Fluororesins are also known to be added to a thermoplastic resin for purposes other than improvement of the sliding properties. For example, Patent Literature 3 discloses a technique of improving the mold-processability, including decreasing the extrusion pressure and extrusion torque, in the mold-processing of engineering plastics. The technique includes adding 0.005 to 1% by mass of a fluoropolymer based on the total mass of the engineering plastics and the fluoropolymer. Patent Literature 4 discloses a technique of mixing PEEK resin fine powder in a water dispersion of a PFA resin at a PFA:PEEK weight ratio of 75:25 to 70:30, directly applying the dispersion to a roughened metal surface in accordance with common methods, and baking the resulting product, so that a PFA-PEEK compound coating film having adhesion durability is formed.

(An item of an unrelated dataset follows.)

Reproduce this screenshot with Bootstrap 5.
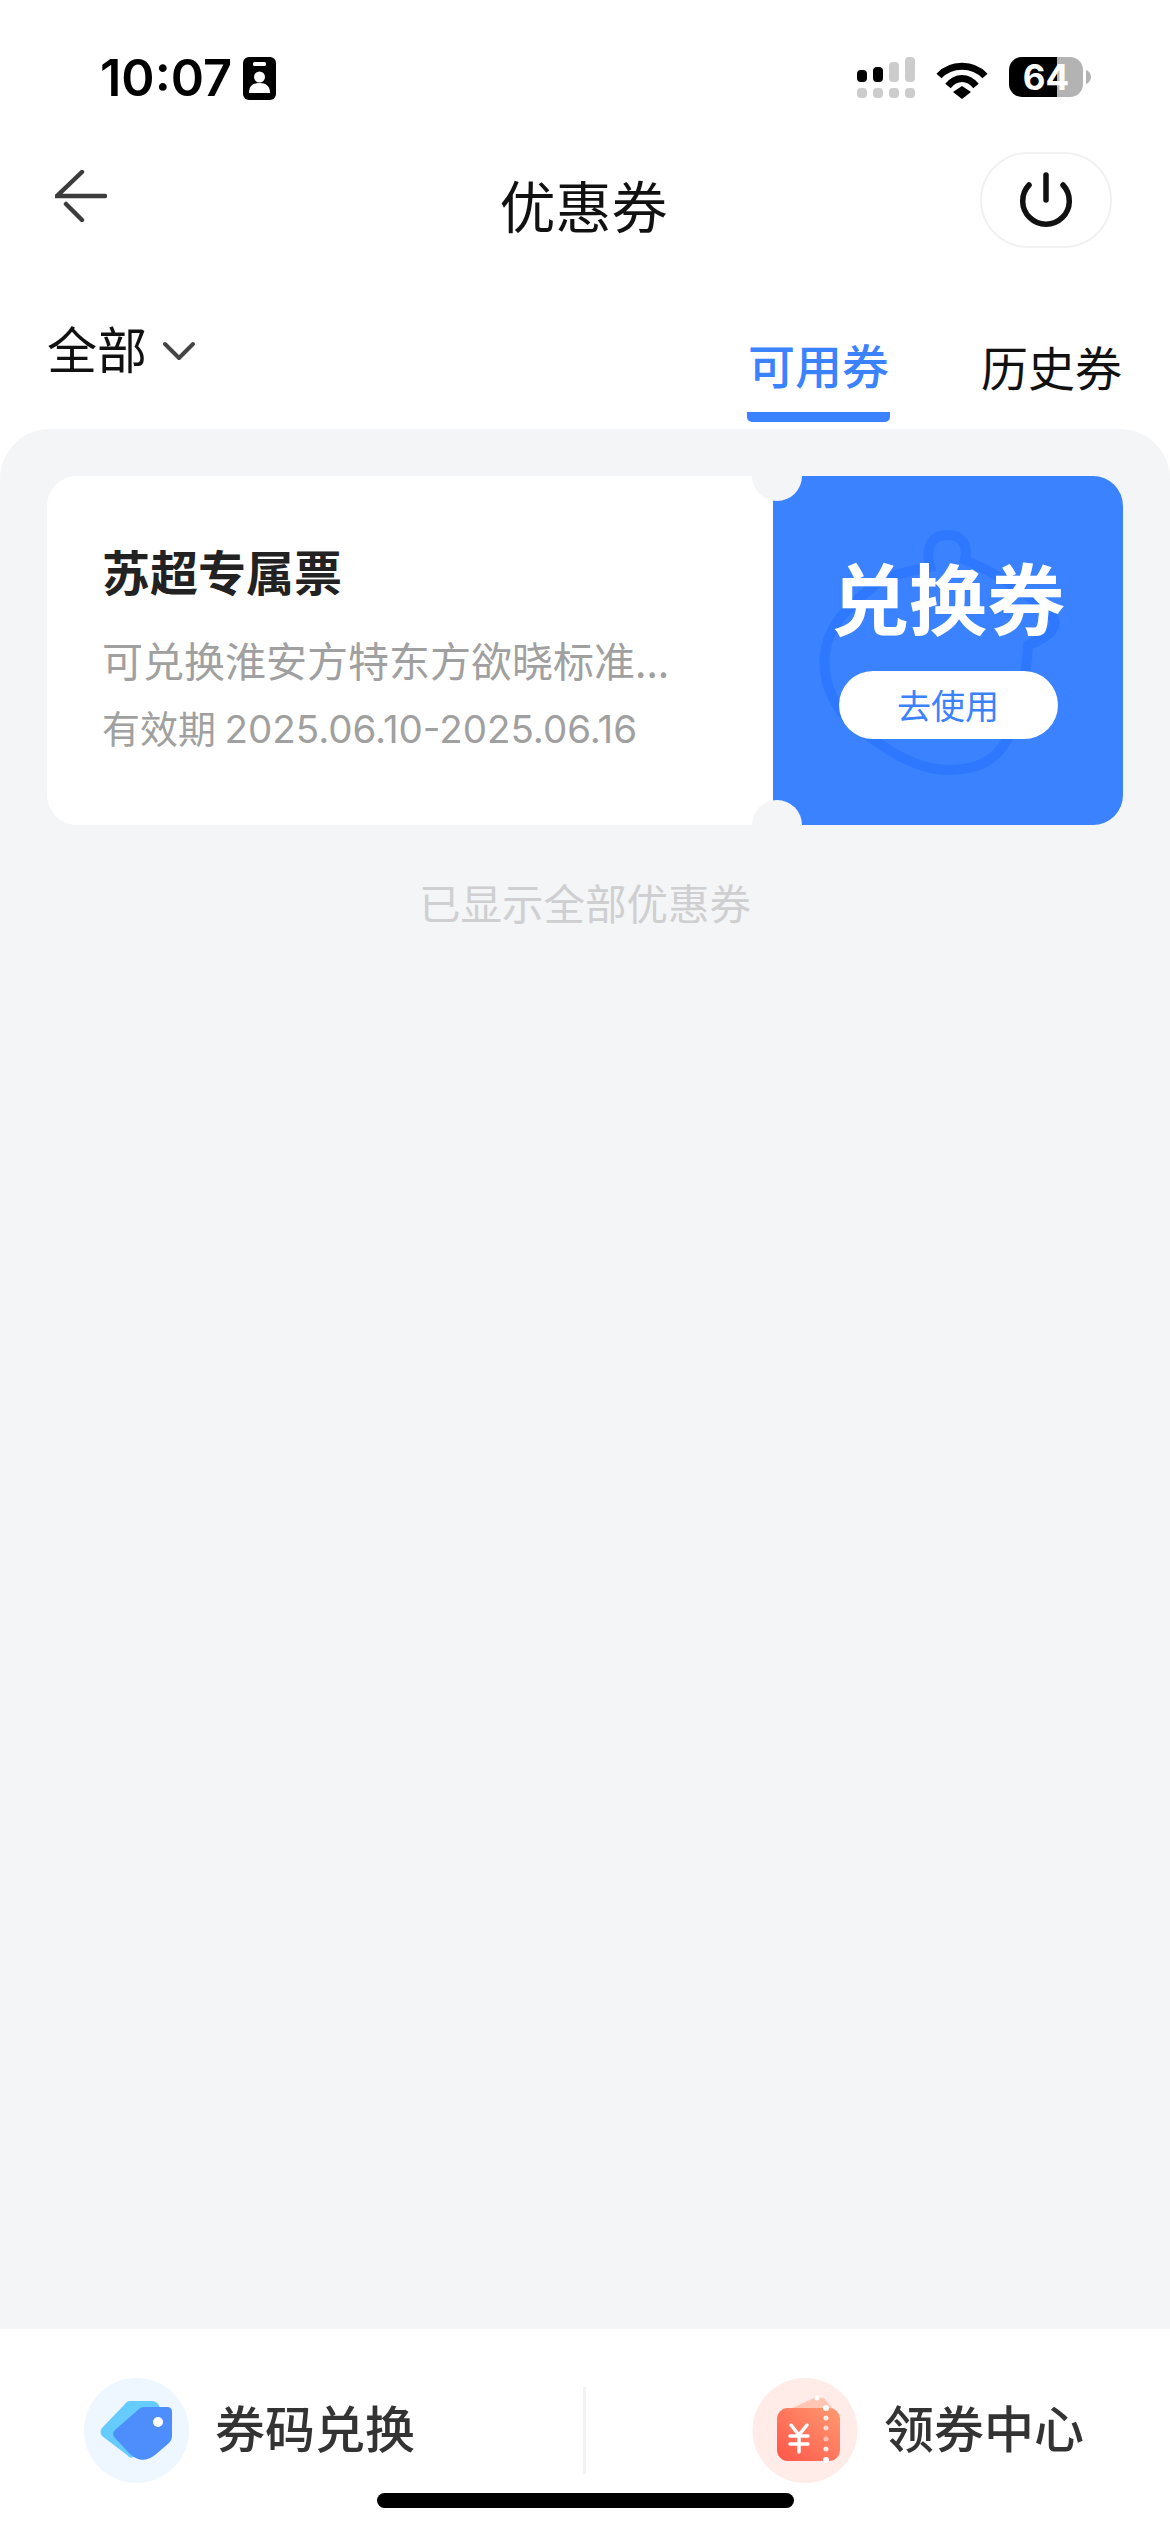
<!doctype html>
<html lang="zh">
<head>
<meta charset="utf-8">
<title>优惠券</title>
<link href="https://cdn.jsdelivr.net/npm/bootstrap@5.3.0/dist/css/bootstrap.min.css" rel="stylesheet">
<style>
html,body{margin:0;background:#fff}
body{font-family:"Noto Sans CJK SC","Noto Sans",sans-serif;color:#111}
.shell{width:1170px;height:2532px;overflow:hidden;position:relative}
.statusbar{height:152px;padding:57px 79px 0 100px}
.clock{font-family:Inter,"Liberation Sans",sans-serif;font-weight:600;font-size:50.500px;line-height:42px;letter-spacing:0;color:#000;margin-right:11px}
.status-right{gap:21px}
.batt{width:74px;height:40px;border-radius:13px;background:linear-gradient(90deg,#000 0,#000 48px,#b3b3b3 48px);color:#fff;font-family:Inter,"Liberation Sans",sans-serif;font-weight:700;font-size:35px;line-height:40px;text-align:center}
.batt-wrap{gap:3px}
.topbar{height:96px;display:grid;grid-template-columns:1fr auto 1fr;padding:0 58px 0 55px}
.back-ic{margin-top:18px}
.page-title{font-size:56px;line-height:56px;margin-top:24px;font-weight:400;color:#111}
.power-btn{width:132px;height:96px;border:2px solid #f1f1f1;border-radius:48px;background:#fff;padding:0}
.filterbar{height:181px;padding:0 48px 0 47px}
.filter-all{font-size:50px;line-height:56px;margin-top:71px;gap:15px;color:#111}
.tabs{gap:91px;padding-bottom:7px}
.tab-item{font-size:47px;line-height:56px;color:#111;padding-bottom:4px;border-bottom:10px solid transparent}
.tab-on{color:#3a82ff;font-weight:500;border-bottom-color:#3a82ff;border-radius:0 0 5px 5px;padding:0 1px 20px;line-height:56px}
.tab-off{padding-bottom:24px;border:0;margin-bottom:4px}
.panel{flex:1 1 auto;background:#f4f5f7;border-radius:50px 50px 0 0;padding:47px 47px 0}
.coupon{height:349px;border-radius:30px;overflow:hidden;position:relative;background:#fff}
.coupon-main{padding:69px 0 0 55px;width:726px;flex:none}
.coupon-name{font-size:48px;line-height:50px;font-weight:700;color:#222}
.coupon-desc{font-size:41px;line-height:46px;color:#a0a0a0;margin-top:41px;white-space:nowrap}
.coupon-date{font-size:38px;line-height:46px;color:#a0a0a0;margin-top:22px;white-space:nowrap}
.date-num{font-family:Inter,"Liberation Sans",sans-serif;font-size:38.500px}
.coupon-side{flex:1 1 auto;background:#3a82ff;position:relative;padding-top:73px;color:#fff}
.side-mark{position:absolute;left:40px;top:48px}
.side-title{position:relative;font-size:78px;line-height:94px;font-weight:700}
.use-btn{position:relative;width:219px;height:68px;margin-top:28px;border-radius:34px;background:#fff;color:#3a82ff;font-size:34px;line-height:68px;padding:0;border:0;font-weight:400}
.use-btn:hover{background:#fff;color:#3a82ff}
.notch{position:absolute;left:705px;width:50px;height:50px;border-radius:50%;background:#f4f5f7}
.notch-t{top:-25px}
.notch-b{bottom:-25px}
.all-shown{font-size:41.500px;line-height:50px;color:#cfcfd1;margin-top:52px}
.bottombar{height:203px;flex:none;background:#fff;position:relative}
.act{height:106px;margin-top:49px;gap:26px;font-size:50px;line-height:96px;color:#333;font-weight:500}
.act-l{padding-left:84px}
.act-r{padding-left:167px}
.act-div{position:absolute;left:583px;top:58px;width:3px;height:87px;background:#f3f3f3}
.home-ind{position:absolute;left:377px;top:164px;width:417px;height:15px;border-radius:8px;background:#000}
</style>
</head>
<body>
<div class="shell d-flex flex-column">

  <div class="statusbar d-flex justify-content-between align-items-start">
    <div class="d-flex align-items-start">
      <span class="clock">10:07</span>
      <svg width="33" height="43" viewBox="0 0 33 43"><rect width="33" height="43" rx="6" fill="#000"/><rect x="10" y="5" width="13" height="4" rx="1.5" fill="#fff"/><circle cx="16.500" cy="20" r="5.500" fill="#fff"/><path d="M6 36c0-7 4-10 10.500-10S27 29 27 36z" fill="#fff"/></svg>
    </div>
    <div class="status-right d-flex align-items-start">
      <svg width="58" height="41" viewBox="0 0 58 41"><g fill="#000"><rect x="0" y="13" width="10" height="12" rx="4"/><rect x="16" y="10" width="10" height="15" rx="4"/></g><g fill="#ccc"><rect x="32" y="5" width="10" height="20" rx="4"/><rect x="48" y="0" width="10" height="25" rx="4"/><rect x="0" y="31" width="10" height="10" rx="4"/><rect x="16" y="31" width="10" height="10" rx="4"/><rect x="32" y="31" width="10" height="10" rx="4"/><rect x="48" y="31" width="10" height="10" rx="4"/></g></svg>
      <svg width="52" height="38" viewBox="0 0 52 38" class="mt-1"><g fill="none" stroke="#000" stroke-width="7"><path d="M3 15C15 2 37 2 49 15"/><path d="M12 25C20 15 32 15 40 25"/></g><path d="M17 31L26 25L35 31L26 38Z" fill="#000"/></svg>
      <div class="batt-wrap d-flex align-items-center">
        <div class="batt">64</div>
        <svg width="5" height="14" viewBox="0 0 5 14"><path d="M0 0c3 1 5 4 5 7s-2 6-5 7z" fill="#b3b3b3"/></svg>
      </div>
    </div>
  </div>

  <div class="topbar">
    <div>
      <svg class="back-ic" width="52" height="52" viewBox="0 0 52 52" fill="none" stroke="#3c3c3c" stroke-width="4.500" stroke-linecap="round"><path d="M27 2L2 26H50"/><path d="M11 34L27 50"/></svg>
    </div>
    <div class="page-title text-center">优惠券</div>
    <div class="d-flex justify-content-end">
      <button class="power-btn btn d-flex align-items-center justify-content-center" type="button" aria-label="退出">
        <svg width="56" height="56" viewBox="0 0 56 56" fill="none" stroke="#111" stroke-width="5.500" stroke-linecap="round"><path d="M11 13A23.300 23.300 0 1 0 45 13"/><path d="M28 3V28"/></svg>
      </button>
    </div>
  </div>

  <div class="filterbar d-flex justify-content-between align-items-start">
    <div class="filter-all d-flex align-items-center">
      <span>全部</span>
      <svg width="34" height="20" viewBox="0 0 34 20" class="mt-2" fill="none" stroke="#444" stroke-width="4" stroke-linecap="round" stroke-linejoin="round"><path d="M3 3L17 17L31 3"/></svg>
    </div>
    <div class="tabs d-flex align-items-end align-self-end">
      <div class="tab-item tab-on">可用券</div>
      <div class="tab-item tab-off">历史券</div>
    </div>
  </div>

  <div class="panel">
    <div class="coupon d-flex">
      <div class="coupon-main">
        <div class="coupon-name">苏超专属票</div>
        <div class="coupon-desc">可兑换淮安方特东方欲晓标准...</div>
        <div class="coupon-date">有效期 <span class="date-num">2025.06.10-2025.06.16</span></div>
      </div>
      <div class="coupon-side text-center">
        <svg class="side-mark" width="250" height="260" viewBox="0 0 250 260" fill="none" stroke="#2e78ff" stroke-width="10"><path d="M117 43C112 20 120 11 135 11C150 11 155 22 152 36C185 50 215 70 238 90C246 100 240 112 215 121C213 150 210 190 194 216C180 240 160 246 135 246C110 246 85 233 64 218C45 205 33 195 27 186C14 165 10 150 12 130C15 105 27 89 64 59C80 50 100 46 117 43Z"/></svg>
        <div class="side-title">兑换券</div>
        <button class="use-btn btn" type="button">去使用</button>
      </div>
      <span class="notch notch-t"></span>
      <span class="notch notch-b"></span>
    </div>
    <div class="all-shown text-center">已显示全部优惠券</div>
  </div>

  <div class="bottombar">
    <div class="row g-0">
      <div class="col-6">
        <div class="act act-l d-flex align-items-start">
          <svg width="105" height="105" viewBox="0 0 105 105"><circle cx="52.500" cy="52.500" r="52.500" fill="#eef6ff"/><path d="M45 23H68Q74 23 76 30L50 78Q47 82 43 77L18 58Q15 54 18 50L41 26Q43 23 45 23Z" fill="#66ccff"/><path d="M60 29H83Q88 29 88 34V58Q88 62 85 65L71 77Q58 87 46 76L31 60Q27 56 31 52L55 31Q57 29 60 29Z" fill="#4d8dfc"/><circle cx="74" cy="44" r="5" fill="#fff"/></svg>
          <span>券码兑换</span>
        </div>
      </div>
      <div class="col-6">
        <div class="act act-r d-flex align-items-start">
          <svg width="106" height="105" viewBox="0 0 106 105"><defs><linearGradient id="rg" x1="0" y1="1" x2="1" y2="0"><stop offset="0" stop-color="#ff5548"/><stop offset="1" stop-color="#ff9a72"/></linearGradient></defs><circle cx="53" cy="52.500" r="52.500" fill="#ffece8"/><path d="M38 31L64 19L72 20L82 32V40H38Z" fill="#ffc6b4"/><rect x="25" y="30" width="63" height="53" rx="11" fill="url(#rg)"/><g fill="none" stroke="#fff" stroke-width="3.500" stroke-linecap="round"><path d="M39 47L47 57L55 47"/><path d="M38 58H56"/><path d="M38 66H56"/><path d="M47 57V74"/></g><g fill="#fff"><circle cx="74" cy="40" r="2.500" opacity=".85"/><circle cx="74" cy="50" r="2.500" opacity=".7"/><circle cx="74" cy="61" r="2.500" opacity=".5"/><circle cx="74" cy="71" r="2.500" opacity=".85"/><circle cx="74" cy="30" r="3"/><circle cx="74" cy="82" r="3"/><circle cx="65" cy="20" r="2.500"/></g></svg>
          <span>领券中心</span>
        </div>
      </div>
    </div>
    <div class="act-div"></div>
    <div class="home-ind"></div>
  </div>
</div>
<script src="https://cdn.jsdelivr.net/npm/bootstrap@5.3.0/dist/js/bootstrap.bundle.min.js"></script>
</body>
</html>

Polyether ether ketone (PEEK) resin has comparatively favorable sliding properties among the thermoplastic resins, and thus has been put into practical use for sliding members such as a gear and a bearing retainer. The sliding properties, however, are not sufficient under severe sliding conditions such as high load. To improve the sliding properties of PEEK, PEEK compositions containing PTFE powder were developed and are available. The PEEK compositions containing PTFE powder indeed have a decreased coefficient of kinetic friction, but have low sliding properties which are represented by a limiting PV value. For this reason, the sliding properties are desired to be further improved.